■ **Dataset excerpt**
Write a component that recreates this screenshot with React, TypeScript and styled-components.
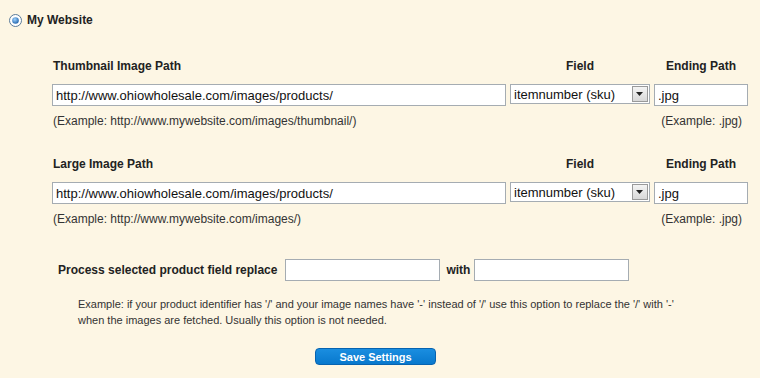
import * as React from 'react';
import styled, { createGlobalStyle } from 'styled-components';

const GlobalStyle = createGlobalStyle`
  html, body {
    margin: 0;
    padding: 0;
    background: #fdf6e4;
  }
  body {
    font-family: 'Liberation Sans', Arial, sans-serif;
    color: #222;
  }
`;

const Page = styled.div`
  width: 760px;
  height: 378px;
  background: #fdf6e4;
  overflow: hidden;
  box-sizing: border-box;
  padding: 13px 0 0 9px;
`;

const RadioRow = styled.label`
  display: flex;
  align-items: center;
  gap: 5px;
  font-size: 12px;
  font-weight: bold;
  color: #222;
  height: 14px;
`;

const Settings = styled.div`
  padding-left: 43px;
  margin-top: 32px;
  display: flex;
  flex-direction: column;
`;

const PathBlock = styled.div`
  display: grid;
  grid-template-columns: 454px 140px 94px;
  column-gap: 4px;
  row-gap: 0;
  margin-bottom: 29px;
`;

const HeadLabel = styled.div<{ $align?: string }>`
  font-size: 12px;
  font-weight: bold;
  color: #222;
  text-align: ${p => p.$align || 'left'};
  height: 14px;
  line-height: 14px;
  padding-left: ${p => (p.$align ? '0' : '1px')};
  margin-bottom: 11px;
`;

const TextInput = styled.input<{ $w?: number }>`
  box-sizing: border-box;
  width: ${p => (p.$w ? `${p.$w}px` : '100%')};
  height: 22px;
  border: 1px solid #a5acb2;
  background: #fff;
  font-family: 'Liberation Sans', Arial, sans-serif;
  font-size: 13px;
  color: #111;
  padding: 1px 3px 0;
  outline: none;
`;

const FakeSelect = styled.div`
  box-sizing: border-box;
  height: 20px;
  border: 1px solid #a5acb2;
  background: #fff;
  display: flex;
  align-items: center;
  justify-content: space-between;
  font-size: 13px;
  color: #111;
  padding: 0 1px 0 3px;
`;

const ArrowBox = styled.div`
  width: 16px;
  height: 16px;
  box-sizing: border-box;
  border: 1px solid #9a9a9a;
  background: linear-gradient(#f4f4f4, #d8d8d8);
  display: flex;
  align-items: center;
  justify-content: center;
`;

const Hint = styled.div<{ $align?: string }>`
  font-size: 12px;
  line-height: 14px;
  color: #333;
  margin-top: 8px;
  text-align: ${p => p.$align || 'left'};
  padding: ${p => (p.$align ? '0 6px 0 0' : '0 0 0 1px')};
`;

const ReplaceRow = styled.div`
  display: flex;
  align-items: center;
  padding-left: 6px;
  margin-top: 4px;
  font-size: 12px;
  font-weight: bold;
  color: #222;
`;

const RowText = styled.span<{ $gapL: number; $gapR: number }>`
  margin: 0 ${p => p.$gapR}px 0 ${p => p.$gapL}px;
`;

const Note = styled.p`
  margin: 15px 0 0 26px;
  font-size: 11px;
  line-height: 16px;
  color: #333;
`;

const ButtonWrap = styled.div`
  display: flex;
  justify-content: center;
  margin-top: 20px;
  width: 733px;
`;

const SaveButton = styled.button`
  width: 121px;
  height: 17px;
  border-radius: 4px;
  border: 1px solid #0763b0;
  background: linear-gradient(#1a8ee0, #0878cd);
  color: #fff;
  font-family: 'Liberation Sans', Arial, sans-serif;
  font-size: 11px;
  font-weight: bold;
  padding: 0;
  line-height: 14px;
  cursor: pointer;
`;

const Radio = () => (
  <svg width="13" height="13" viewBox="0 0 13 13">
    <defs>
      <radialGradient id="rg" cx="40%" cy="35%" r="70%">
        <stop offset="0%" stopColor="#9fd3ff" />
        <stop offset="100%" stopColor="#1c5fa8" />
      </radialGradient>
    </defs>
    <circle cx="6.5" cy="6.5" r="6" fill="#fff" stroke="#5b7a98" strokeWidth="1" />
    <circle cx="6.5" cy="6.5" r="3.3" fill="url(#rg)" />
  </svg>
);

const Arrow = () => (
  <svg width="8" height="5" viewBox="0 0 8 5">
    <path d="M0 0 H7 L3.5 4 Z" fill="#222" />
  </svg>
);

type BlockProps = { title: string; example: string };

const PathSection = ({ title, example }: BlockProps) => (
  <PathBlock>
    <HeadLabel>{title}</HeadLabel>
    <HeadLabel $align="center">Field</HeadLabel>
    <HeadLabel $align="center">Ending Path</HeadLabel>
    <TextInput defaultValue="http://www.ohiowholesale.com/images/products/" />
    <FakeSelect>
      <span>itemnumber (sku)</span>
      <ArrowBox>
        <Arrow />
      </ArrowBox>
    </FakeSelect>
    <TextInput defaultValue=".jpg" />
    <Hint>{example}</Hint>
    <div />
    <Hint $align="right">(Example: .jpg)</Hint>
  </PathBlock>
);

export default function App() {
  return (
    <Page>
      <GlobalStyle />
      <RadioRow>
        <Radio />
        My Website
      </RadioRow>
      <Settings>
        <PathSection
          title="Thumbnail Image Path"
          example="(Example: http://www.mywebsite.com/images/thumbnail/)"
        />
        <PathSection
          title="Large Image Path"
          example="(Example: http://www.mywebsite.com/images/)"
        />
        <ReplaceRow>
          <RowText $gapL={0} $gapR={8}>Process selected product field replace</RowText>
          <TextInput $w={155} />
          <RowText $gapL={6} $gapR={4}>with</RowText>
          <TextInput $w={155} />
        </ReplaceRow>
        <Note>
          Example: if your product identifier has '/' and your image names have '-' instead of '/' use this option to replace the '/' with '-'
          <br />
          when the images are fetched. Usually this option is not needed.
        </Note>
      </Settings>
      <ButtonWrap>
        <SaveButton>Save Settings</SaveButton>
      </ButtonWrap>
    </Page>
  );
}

■ **Written request**
Scan the material and collect every line that contains "components".

■ **Solution to this problem**
Write a component that recreates this screenshot with React, TypeScript and styled-components.
import styled, { createGlobalStyle } from 'styled-components';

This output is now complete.